Daley’s long tenure and many successes stem in part from a willingness to embrace social change in ways his father refused to do, such as hiring African Americans and supporting gay rights. “Richie is a very smart person,” Abner Mikva said. “He has some of the deeses and doses of his father. But in addition to street smarts, he has an awareness of what’s going on in the city that his father didn’t.” The independent political movement that formed in opposition to the first Daley has also mostly dissipated. There are still a few causes that mobilize the small number of reformist aldermen—fighting the mayor’s plan to lease the municipal water system, for example—but progressive politicians largely have had little to rally around since they helped to elect Harold Washington, the city’s first black mayor, in 1983. “Daley hasn’t ignored the independent movement; he hasn’t dissed it,” Kruesi said, illustrating the word by slapping an imaginary face with the back of his hand. “It’s hard to demonize someone who is responsive and able.”
Many of the onetime reformers are now part of Daley’s network.
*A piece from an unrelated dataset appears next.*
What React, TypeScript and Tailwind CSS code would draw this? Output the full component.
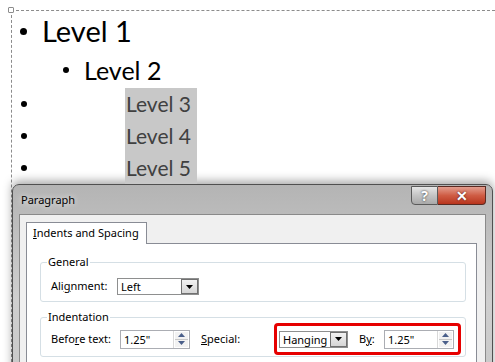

Marilyn Katz, who along with Bill Ayers and Bernardine Dohrn was a member of Students for a Democratic Society, runs a communications firm and works closely with the mayor. She explained that Daley’s father despised her and her SDS compatriots, but that the son “looks under the police record or the rhetoric and asks, ‘Are you working to build this city?’” Katz has been friends with Obama since the early 1990s, when the two of them worked together on community—development issues and occasionally played golf. She said that Daley and Obama both learned a brand of transactional politics in Springfield; as state senators they made it a priority to get to know downstate Republicans and to work across the aisle. “Politically as well as culturally, Obama is moderate, a progressive moderate,” Katz told me. “I am by nature a radical, an outlaw. But there’s not really a radical bone in Obama’s body. It’s pretty funny.”